STATED TASK = Only a number is wanted here: the number of lines of the data that include "components".

(Dataset rows)
..........

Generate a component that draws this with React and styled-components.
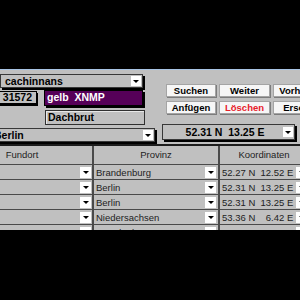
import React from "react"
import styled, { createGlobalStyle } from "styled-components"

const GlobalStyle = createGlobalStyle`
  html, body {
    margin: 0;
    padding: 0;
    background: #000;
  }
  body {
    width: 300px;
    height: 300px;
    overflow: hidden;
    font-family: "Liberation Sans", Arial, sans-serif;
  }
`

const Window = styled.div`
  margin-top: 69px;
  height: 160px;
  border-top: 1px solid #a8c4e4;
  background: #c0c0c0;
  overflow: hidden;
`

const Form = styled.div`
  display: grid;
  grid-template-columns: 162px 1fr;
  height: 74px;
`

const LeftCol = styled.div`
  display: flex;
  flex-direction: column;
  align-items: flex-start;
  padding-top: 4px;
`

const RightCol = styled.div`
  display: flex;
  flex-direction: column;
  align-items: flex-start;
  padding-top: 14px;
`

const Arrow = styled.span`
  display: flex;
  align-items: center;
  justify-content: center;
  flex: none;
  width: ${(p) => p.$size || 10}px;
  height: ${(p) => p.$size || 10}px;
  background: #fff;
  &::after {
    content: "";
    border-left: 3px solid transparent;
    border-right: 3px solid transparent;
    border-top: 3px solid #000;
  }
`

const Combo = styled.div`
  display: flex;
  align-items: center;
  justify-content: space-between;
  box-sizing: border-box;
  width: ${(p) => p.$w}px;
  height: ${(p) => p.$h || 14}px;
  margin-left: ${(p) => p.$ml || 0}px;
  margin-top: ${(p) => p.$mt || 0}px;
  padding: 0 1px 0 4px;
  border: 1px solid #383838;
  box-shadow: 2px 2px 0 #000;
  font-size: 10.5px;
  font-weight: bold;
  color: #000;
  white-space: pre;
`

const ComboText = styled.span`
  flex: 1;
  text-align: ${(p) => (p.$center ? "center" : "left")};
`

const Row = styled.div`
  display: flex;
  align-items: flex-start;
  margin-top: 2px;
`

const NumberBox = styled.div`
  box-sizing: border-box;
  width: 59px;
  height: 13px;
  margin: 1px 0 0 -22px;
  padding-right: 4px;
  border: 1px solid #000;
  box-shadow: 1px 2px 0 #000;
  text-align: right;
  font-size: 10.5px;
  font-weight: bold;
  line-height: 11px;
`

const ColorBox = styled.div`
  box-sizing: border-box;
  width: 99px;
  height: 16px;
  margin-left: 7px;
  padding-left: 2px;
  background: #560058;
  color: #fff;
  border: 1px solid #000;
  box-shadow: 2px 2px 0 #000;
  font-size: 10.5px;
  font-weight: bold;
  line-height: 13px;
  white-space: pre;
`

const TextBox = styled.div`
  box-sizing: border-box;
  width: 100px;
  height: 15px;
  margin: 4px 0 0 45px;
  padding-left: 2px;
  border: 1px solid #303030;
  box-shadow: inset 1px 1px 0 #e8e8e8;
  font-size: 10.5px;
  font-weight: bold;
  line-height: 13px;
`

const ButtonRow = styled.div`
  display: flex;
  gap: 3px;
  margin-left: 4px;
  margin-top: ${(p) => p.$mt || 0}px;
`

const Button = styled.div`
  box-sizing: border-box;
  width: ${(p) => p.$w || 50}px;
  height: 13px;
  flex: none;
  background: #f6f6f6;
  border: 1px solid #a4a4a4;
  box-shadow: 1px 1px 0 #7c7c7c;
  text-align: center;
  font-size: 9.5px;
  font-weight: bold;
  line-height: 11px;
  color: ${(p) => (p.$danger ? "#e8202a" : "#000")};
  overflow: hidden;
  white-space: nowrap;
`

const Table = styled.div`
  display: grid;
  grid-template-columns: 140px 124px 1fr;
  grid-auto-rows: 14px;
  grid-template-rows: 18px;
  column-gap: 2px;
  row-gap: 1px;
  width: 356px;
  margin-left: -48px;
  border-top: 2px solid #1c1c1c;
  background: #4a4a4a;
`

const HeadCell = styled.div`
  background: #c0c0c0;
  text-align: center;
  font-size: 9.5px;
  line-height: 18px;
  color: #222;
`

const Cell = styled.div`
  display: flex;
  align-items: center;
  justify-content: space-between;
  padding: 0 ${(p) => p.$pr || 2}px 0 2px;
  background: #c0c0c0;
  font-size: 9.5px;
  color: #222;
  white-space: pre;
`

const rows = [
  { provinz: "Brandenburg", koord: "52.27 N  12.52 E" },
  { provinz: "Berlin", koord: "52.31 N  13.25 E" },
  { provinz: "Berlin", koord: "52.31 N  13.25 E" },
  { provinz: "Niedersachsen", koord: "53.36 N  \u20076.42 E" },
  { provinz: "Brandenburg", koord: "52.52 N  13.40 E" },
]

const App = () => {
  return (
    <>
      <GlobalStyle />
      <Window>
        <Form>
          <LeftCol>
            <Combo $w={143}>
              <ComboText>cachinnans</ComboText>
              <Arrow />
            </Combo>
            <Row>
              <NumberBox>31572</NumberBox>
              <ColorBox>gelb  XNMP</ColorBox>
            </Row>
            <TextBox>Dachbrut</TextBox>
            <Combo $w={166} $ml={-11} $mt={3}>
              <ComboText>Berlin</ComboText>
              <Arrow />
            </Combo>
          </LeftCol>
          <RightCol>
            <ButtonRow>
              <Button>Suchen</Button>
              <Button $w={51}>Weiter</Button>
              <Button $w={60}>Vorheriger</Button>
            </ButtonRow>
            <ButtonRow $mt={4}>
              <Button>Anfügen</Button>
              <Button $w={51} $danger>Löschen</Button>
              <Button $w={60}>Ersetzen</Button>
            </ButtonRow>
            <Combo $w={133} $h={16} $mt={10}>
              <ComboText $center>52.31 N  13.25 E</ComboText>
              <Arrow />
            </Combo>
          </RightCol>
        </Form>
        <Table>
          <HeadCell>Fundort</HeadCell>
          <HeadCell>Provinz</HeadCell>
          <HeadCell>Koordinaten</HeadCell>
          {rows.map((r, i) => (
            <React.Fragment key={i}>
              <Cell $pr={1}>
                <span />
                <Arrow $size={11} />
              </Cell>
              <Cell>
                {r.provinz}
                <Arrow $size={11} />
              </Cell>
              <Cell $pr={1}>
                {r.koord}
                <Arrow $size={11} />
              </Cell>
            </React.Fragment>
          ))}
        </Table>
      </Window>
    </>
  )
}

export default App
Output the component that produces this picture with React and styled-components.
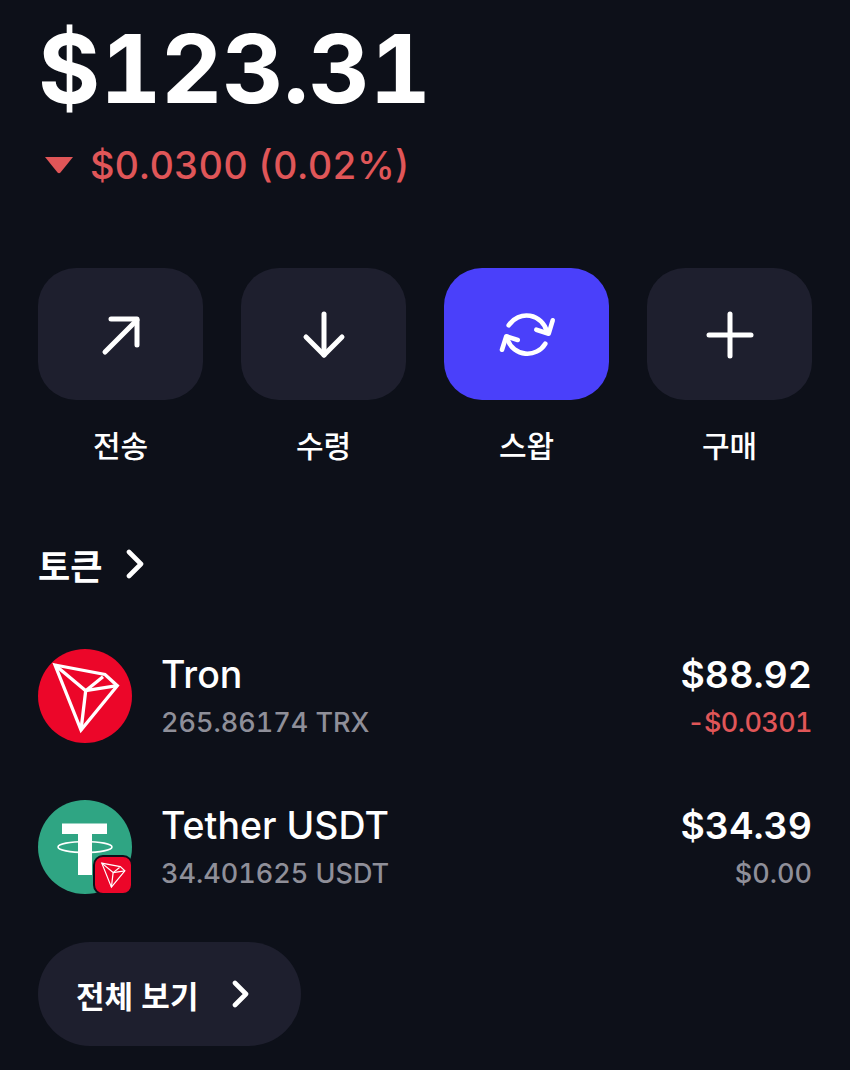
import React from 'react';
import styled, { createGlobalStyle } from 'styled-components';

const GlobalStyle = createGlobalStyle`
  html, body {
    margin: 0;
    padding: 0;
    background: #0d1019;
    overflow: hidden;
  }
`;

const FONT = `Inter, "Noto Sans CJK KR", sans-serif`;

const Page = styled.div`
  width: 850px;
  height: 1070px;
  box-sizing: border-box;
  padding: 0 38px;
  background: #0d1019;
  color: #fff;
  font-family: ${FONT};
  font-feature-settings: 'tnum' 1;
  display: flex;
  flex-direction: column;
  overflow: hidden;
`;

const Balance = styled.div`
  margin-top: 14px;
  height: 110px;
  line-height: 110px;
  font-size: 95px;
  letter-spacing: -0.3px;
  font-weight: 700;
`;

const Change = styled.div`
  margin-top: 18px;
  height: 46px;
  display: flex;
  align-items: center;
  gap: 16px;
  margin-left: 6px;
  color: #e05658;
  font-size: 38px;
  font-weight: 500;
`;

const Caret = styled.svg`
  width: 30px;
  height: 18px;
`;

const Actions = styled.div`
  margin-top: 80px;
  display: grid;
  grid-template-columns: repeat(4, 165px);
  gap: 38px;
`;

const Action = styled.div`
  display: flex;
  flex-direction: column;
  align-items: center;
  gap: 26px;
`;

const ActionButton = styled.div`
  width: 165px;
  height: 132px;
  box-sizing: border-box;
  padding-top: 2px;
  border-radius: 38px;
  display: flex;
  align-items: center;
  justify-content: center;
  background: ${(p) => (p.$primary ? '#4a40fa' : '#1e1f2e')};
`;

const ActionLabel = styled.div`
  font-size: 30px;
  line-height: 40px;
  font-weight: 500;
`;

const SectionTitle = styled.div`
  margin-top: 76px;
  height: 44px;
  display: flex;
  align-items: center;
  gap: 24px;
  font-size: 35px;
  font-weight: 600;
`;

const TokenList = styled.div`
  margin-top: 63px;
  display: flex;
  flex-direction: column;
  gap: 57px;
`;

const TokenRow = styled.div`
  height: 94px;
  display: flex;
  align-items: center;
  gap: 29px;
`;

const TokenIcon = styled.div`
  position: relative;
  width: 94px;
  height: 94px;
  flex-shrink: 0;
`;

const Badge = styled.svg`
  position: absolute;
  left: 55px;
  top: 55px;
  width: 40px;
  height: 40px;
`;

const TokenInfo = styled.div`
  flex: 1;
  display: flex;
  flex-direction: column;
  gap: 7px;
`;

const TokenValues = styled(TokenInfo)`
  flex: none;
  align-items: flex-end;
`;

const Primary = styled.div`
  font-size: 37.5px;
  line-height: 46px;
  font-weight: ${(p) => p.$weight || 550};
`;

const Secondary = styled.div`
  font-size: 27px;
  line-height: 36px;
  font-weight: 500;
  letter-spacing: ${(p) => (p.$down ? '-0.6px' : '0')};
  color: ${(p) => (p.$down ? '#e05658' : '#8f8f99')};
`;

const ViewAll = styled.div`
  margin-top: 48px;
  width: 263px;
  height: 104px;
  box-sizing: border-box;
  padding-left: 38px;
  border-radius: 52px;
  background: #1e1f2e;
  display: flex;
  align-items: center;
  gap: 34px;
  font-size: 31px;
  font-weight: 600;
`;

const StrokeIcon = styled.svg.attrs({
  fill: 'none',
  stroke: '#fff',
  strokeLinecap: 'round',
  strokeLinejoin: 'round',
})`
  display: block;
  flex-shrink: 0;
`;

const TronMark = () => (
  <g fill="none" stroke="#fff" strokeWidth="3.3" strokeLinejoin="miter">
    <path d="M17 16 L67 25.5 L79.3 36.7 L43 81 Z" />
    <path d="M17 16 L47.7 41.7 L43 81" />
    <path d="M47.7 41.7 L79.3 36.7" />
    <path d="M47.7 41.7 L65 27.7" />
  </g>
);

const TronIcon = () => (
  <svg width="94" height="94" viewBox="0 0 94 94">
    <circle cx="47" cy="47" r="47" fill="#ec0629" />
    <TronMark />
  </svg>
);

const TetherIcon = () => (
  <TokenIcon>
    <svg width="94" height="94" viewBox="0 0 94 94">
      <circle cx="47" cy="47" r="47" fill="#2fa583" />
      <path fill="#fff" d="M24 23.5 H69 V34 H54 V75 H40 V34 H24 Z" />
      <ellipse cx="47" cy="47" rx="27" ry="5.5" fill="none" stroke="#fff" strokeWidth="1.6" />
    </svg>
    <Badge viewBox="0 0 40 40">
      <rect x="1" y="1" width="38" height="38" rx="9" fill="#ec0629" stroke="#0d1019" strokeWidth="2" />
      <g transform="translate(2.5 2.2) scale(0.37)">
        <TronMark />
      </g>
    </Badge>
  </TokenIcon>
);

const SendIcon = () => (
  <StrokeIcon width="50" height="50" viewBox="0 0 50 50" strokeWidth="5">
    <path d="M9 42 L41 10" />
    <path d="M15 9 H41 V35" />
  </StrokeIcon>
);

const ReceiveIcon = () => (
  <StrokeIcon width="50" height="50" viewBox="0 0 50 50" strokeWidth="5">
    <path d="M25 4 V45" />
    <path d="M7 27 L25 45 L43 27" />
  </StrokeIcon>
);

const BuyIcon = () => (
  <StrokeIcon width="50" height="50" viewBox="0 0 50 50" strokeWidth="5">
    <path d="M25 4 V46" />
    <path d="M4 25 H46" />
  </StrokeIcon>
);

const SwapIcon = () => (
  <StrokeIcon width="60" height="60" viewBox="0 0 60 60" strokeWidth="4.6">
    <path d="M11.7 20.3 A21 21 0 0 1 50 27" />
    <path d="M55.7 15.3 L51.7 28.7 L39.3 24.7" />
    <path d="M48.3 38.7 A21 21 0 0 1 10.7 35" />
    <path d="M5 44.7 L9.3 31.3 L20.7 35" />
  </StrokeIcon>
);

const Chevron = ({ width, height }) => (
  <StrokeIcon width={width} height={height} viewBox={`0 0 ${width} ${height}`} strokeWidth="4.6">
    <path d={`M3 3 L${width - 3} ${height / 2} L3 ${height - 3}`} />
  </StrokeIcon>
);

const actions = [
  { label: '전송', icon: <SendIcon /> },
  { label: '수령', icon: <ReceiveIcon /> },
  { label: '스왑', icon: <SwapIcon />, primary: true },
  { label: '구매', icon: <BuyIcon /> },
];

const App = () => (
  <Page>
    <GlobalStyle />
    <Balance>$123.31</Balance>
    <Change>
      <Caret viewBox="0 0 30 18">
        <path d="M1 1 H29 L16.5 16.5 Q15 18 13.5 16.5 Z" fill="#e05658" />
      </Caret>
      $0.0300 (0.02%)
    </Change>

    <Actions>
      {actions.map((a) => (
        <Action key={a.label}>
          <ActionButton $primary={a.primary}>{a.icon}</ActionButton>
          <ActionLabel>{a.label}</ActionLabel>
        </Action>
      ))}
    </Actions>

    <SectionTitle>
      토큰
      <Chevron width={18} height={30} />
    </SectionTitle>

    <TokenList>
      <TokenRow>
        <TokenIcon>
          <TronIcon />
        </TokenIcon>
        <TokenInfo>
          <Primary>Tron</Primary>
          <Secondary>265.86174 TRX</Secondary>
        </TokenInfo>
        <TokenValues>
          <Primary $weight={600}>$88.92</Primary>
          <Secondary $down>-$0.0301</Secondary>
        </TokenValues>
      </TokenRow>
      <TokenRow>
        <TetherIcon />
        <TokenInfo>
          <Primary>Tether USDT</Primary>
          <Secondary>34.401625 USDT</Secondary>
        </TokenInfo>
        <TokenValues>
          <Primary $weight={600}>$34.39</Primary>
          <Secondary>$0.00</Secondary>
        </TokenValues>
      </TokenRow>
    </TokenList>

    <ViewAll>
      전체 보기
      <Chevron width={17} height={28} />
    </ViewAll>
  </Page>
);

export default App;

..........

EXERCISE SOLUTION = 4